Q1: What is the EU’s DLT pilot regime?
The DLT pilot regime is a temporary regulatory framework launched by the European Union in 2023. It creates a “sandbox” environment where approved market operators can test the trading and settlement of financial instruments using blockchain technology, exempt from certain traditional financial rules, to help regulators understand how to integrate DLT safely.

Q2: Why is a bank joining a blockchain platform significant?
Banks are heavily regulated, trusted intermediaries in traditional finance. Their participation lends credibility, reduces risk for other institutions, and helps bridge the gap between conventional banking services (like custody and fiat transfers) and the new world of digital securities, potentially accelerating mainstream adoption.

Q3: What are the current limits of the DLT pilot regime?
The regime places caps on the total market capitalization of issuances and the volume of transactions on a platform. Industry critics argue these limits are too low to achieve meaningful scale or attract large institutional deals, potentially putting Europe at a competitive disadvantage.

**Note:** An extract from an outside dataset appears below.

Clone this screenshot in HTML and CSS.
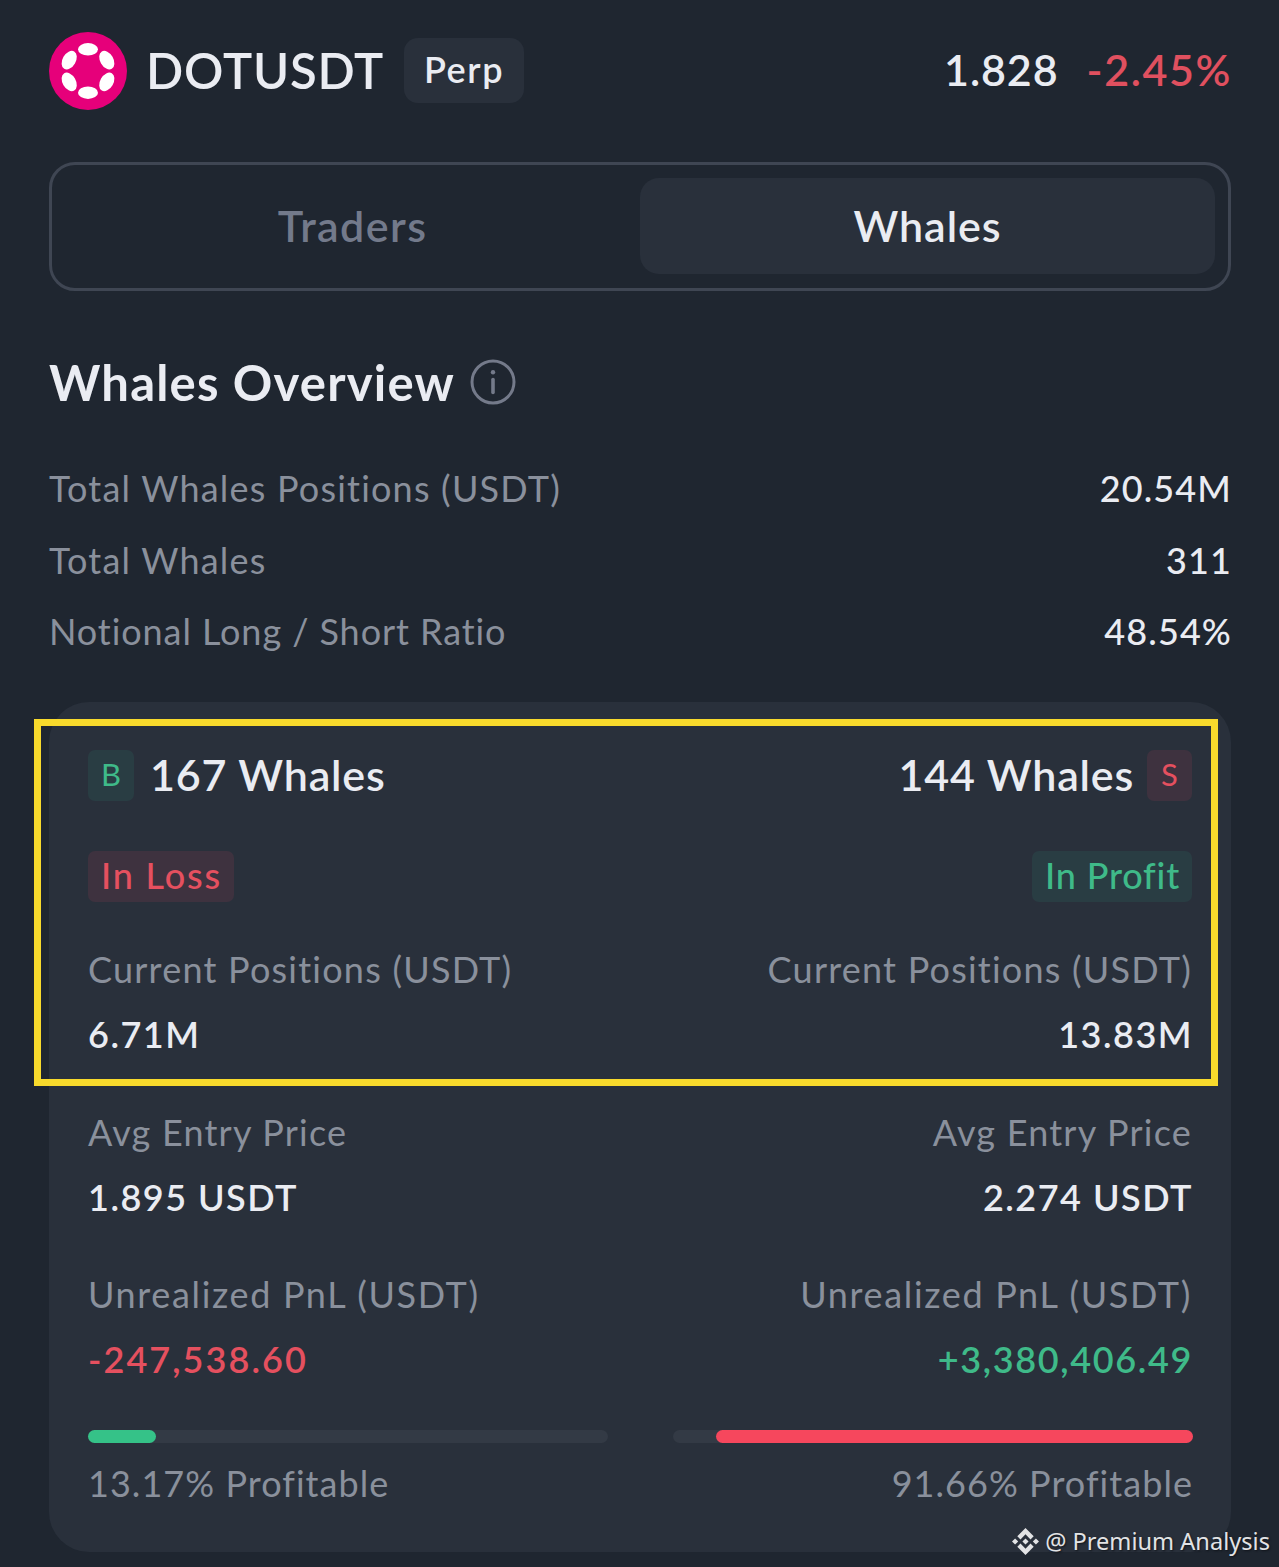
FILE: index.html
```html
<!DOCTYPE html>
<html lang="en">
<head>
<meta charset="utf-8">
<title>DOTUSDT Perp – Whales</title>
<link rel="stylesheet" href="styles.css">
</head>
<body>
<main class="screen">
  <header class="header">
    <svg class="coin" viewBox="-39 -39 78 78" aria-hidden="true">
      <circle r="39" fill="#e6007a"/>
      <g fill="#fff">
        <ellipse cy="-21.7" rx="10" ry="6.2"/>
        <ellipse cy="-21.7" rx="10" ry="6.6" transform="rotate(60)"/>
        <ellipse cy="-21.7" rx="10" ry="6.6" transform="rotate(120)"/>
        <ellipse cy="-21.7" rx="10" ry="6.2" transform="rotate(180)"/>
        <ellipse cy="-21.7" rx="10" ry="6.6" transform="rotate(240)"/>
        <ellipse cy="-21.7" rx="10" ry="6.6" transform="rotate(300)"/>
      </g>
    </svg>
    <h1 class="symbol">DOTUSDT</h1>
    <span class="perp">Perp</span>
    <span class="price">1.828</span>
    <span class="change">-2.45%</span>
  </header>

  <nav class="tabs">
    <a class="tab">Traders</a>
    <a class="tab tab-active">Whales</a>
  </nav>

  <section class="overview">
    <div class="title-row">
      <h2 class="title">Whales Overview</h2>
      <svg class="info" viewBox="0 0 46 46" aria-hidden="true">
        <circle cx="23" cy="23" r="21" fill="none" stroke="#747a8a" stroke-width="3"/>
        <circle cx="23" cy="13.3" r="2.2" fill="#747a8a"/>
        <path d="M23 20.5V33.5" stroke="#747a8a" stroke-width="3.6" stroke-linecap="round"/>
      </svg>
    </div>
    <dl class="stats">
      <div class="stat"><dt class="stat-label">Total Whales Positions (USDT)</dt><dd class="stat-value">20.54M</dd></div>
      <div class="stat"><dt class="stat-label">Total Whales</dt><dd class="stat-value">311</dd></div>
      <div class="stat"><dt class="stat-label ratio">Notional Long / Short Ratio</dt><dd class="stat-value">48.54%</dd></div>
    </dl>
  </section>

  <section class="card">
    <div class="side">
      <div class="side-head"><span class="badge buy">B</span><span class="count">167 Whales</span></div>
      <span class="status loss">In Loss</span>
      <div class="metric"><span class="label">Current Positions (USDT)</span><span class="value">6.71M</span></div>
      <div class="metric entry"><span class="label">Avg Entry Price</span><span class="value">1.895 USDT</span></div>
      <div class="metric unrealized"><span class="label">Unrealized PnL (USDT)</span><span class="value pnl negative">-247,538.60</span></div>
      <div class="bar"><div class="fill fill-buy" style="width:13.17%"></div></div>
      <span class="profitable">13.17% Profitable</span>
    </div>
    <div class="side side-right">
      <div class="side-head"><span class="count">144 Whales</span><span class="badge sell">S</span></div>
      <span class="status profit">In Profit</span>
      <div class="metric"><span class="label">Current Positions (USDT)</span><span class="value">13.83M</span></div>
      <div class="metric entry"><span class="label">Avg Entry Price</span><span class="value">2.274 USDT</span></div>
      <div class="metric unrealized"><span class="label">Unrealized PnL (USDT)</span><span class="value pnl positive">+3,380,406.49</span></div>
      <div class="bar"><div class="fill fill-sell" style="width:91.66%"></div></div>
      <span class="profitable">91.66% Profitable</span>
    </div>
  </section>

  <div class="highlight"></div>
  <div class="watermark">
    <svg class="mark" viewBox="0 0 28 28" aria-hidden="true">
      <g fill="#e2e3e5">
        <path d="M14 0L22.5 8.5L19.2 11.8L14 6.6L8.8 11.8L5.5 8.5Z"/>
        <path d="M14 28L22.5 19.5L19.2 16.2L14 21.4L8.8 16.2L5.5 19.5Z"/>
        <path d="M3.2 10.8L6.4 14L3.2 17.2L0 14ZM24.8 10.8L28 14L24.8 17.2L21.6 14ZM14 10.8L17.2 14L14 17.2L10.8 14Z"/>
      </g>
    </svg>
    <span>@ Premium Analysis</span>
  </div>
</main>
</body>
</html>
```
FILE: styles.css
```css
* { box-sizing: border-box; }

body {
  margin: 0;
  background: #1f2630;
  color: #eaecf2;
  font-family: Lato, "Liberation Sans", sans-serif;
}

h1, h2, dl, dd { margin: 0; }

.screen {
  position: relative;
  height: 1567px;
  padding: 32px 48px 0 49px;
  overflow: hidden;
}

.header {
  display: flex;
  align-items: center;
  height: 78px;
  white-space: nowrap;
}
.coin { width: 78px; height: 78px; flex: none; }
.symbol {
  margin-left: 19px;
  width: 258px;
  font-size: 49px;
  font-weight: 600;
  line-height: 76px;
  padding-bottom: 2px;
  letter-spacing: 0.8px;
}
.perp {
  width: 120px;
  height: 65px;
  margin-bottom: 1px;
  border-radius: 14px;
  background: #29303b;
  font-size: 36px;
  font-weight: 600;
  line-height: 62px;
  text-align: center;
  letter-spacing: 1.6px;
}
.price {
  margin-left: auto;
  padding-bottom: 2px;
  font-size: 43px;
  font-weight: 600;
  line-height: 76px;
  letter-spacing: 0.9px;
}
.change {
  margin-left: 28px;
  margin-right: -1px;
  padding-bottom: 2px;
  color: #e0505f;
  font-size: 43px;
  font-weight: 600;
  line-height: 76px;
  letter-spacing: 1.6px;
}

.tabs {
  display: grid;
  grid-template-columns: 1fr 1fr;
  height: 129px;
  margin-top: 52px;
  padding: 13px 13px 14px 13px;
  border: 3px solid #3f4653;
  border-radius: 26px;
}
.tab {
  border-radius: 19px;
  color: #737a8b;
  font-size: 43px;
  font-weight: 600;
  line-height: 95px;
  text-align: center;
  letter-spacing: 1.4px;
}
.tab-active {
  background: #29303b;
  color: #eaecf2;
  letter-spacing: 0.9px;
}

.title-row {
  display: flex;
  align-items: center;
  height: 60px;
  margin-top: 61px;
  gap: 15px;
}
.title {
  font-size: 49px;
  font-weight: 700;
  line-height: 60px;
  white-space: nowrap;
  letter-spacing: 1.2px;
}
.info { width: 46px; height: 46px; }

.stats { margin-top: 41px; }
.stat {
  display: flex;
  justify-content: space-between;
  height: 71.5px;
  font-size: 36px;
  line-height: 71px;
  white-space: nowrap;
}
.stat-label { color: #8a909c; letter-spacing: 1.2px; }
.ratio { letter-spacing: 0.92px; }
.stat-value { margin-right: -1px; font-weight: 500; letter-spacing: 1.1px; }

.card {
  display: grid;
  grid-template-columns: 1fr 1fr;
  column-gap: 65px;
  width: 1182px;
  height: 850px;
  margin-top: 34px;
  padding: 48px 38px 0 39px;
  border-radius: 40px;
  background: #29303b;
}
.side {
  display: flex;
  flex-direction: column;
  align-items: flex-start;
  white-space: nowrap;
}
.side-right { align-items: flex-end; }
.side-head {
  display: flex;
  align-items: center;
  height: 51px;
}
.badge {
  width: 46px;
  height: 51px;
  border-radius: 7px;
  font-size: 31px;
  line-height: 49px;
  text-align: center;
}
.buy, .profit { background: #293d43; color: #3fba89; }
.sell, .loss { background: #3e323f; color: #e5505f; }
.sell { width: 45px; margin-right: 1px; }
.count {
  margin: 0 13px 0 16px;
  font-size: 43px;
  font-weight: 600;
  line-height: 50px;
  letter-spacing: 0.8px;
}
.status {
  height: 51px;
  margin-top: 50px;
  padding: 0 12px 0 13px;
  border-radius: 7px;
  font-size: 36px;
  font-weight: 500;
  line-height: 49px;
  letter-spacing: 1.8px;
}
.profit { margin-right: 1px; letter-spacing: 0.8px; }
.metric {
  display: flex;
  flex-direction: column;
  align-items: inherit;
  margin-top: 35px;
}
.side-right .metric { margin-right: 1px; }
.entry { margin-top: 33.5px; }
.unrealized { margin-top: 31.5px; }
.label, .value {
  height: 65px;
  font-size: 36px;
  line-height: 65px;
}
.label { color: #8a909c; letter-spacing: 1.22px; }
.unrealized .label { letter-spacing: 1.65px; }
.value { font-weight: 600; letter-spacing: 1.5px; }
.side-right .value { margin-right: -1px; }
.negative { color: #e5505f; letter-spacing: 2.05px; }
.side-right .positive { color: #3fba89; letter-spacing: 1.65px; }
.bar {
  display: flex;
  width: 520px;
  height: 13px;
  margin-top: 38px;
  border-radius: 7px;
  background: #333a45;
}
.side-right .bar { justify-content: flex-end; }
.fill { border-radius: 7px; }
.fill-buy { background: #35c288; }
.fill-sell { background: #f6475d; }
.profitable {
  margin-top: 8px;
  color: #8a909c;
  font-size: 36px;
  line-height: 65px;
  letter-spacing: 1.05px;
}

/* Call-out frame drawn over the top of the card */
.highlight {
  position: absolute;
  left: 34px;
  top: 719px;
  width: 1184px;
  height: 367px;
  border: 7px solid #f8da2c;
}

.watermark {
  position: absolute;
  right: 9px;
  top: 1526px;
  display: flex;
  align-items: center;
  gap: 6px;
  height: 30px;
  color: #e2e3e5;
  font: 23.6px/30px "Noto Sans", "Open Sans", sans-serif;
  white-space: nowrap;
  text-shadow: 1px 1px 2px #10141a;
}
.mark { width: 27px; height: 27px; }
```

Q4: What are tokenized securities?
Tokenized securities are traditional financial assets like stocks, bonds, or funds that are represented as digital tokens on a blockchain. They promise faster settlement, fractional ownership, and automated compliance but are subject to the same financial regulations as their paper-based counterparts.

Q5: How does this development compare to similar efforts in the United States?
While the EU is testing a specific regulatory sandbox (the DLT regime), the U.S. has seen more private-sector-led consortiums like the Canton Network, which focuses on connecting existing institutional blockchains. Both approaches aim to solve interoperability but within different regulatory philosophies.

Q6: How does this affect average investors or companies?
In the short term, the impact is minimal for average investors. However, successful scaling of platforms like 21X could eventually lead to more accessible, liquid, and cost-effective investment products. For companies, it could open new avenues for capital raising through digital securities offerings.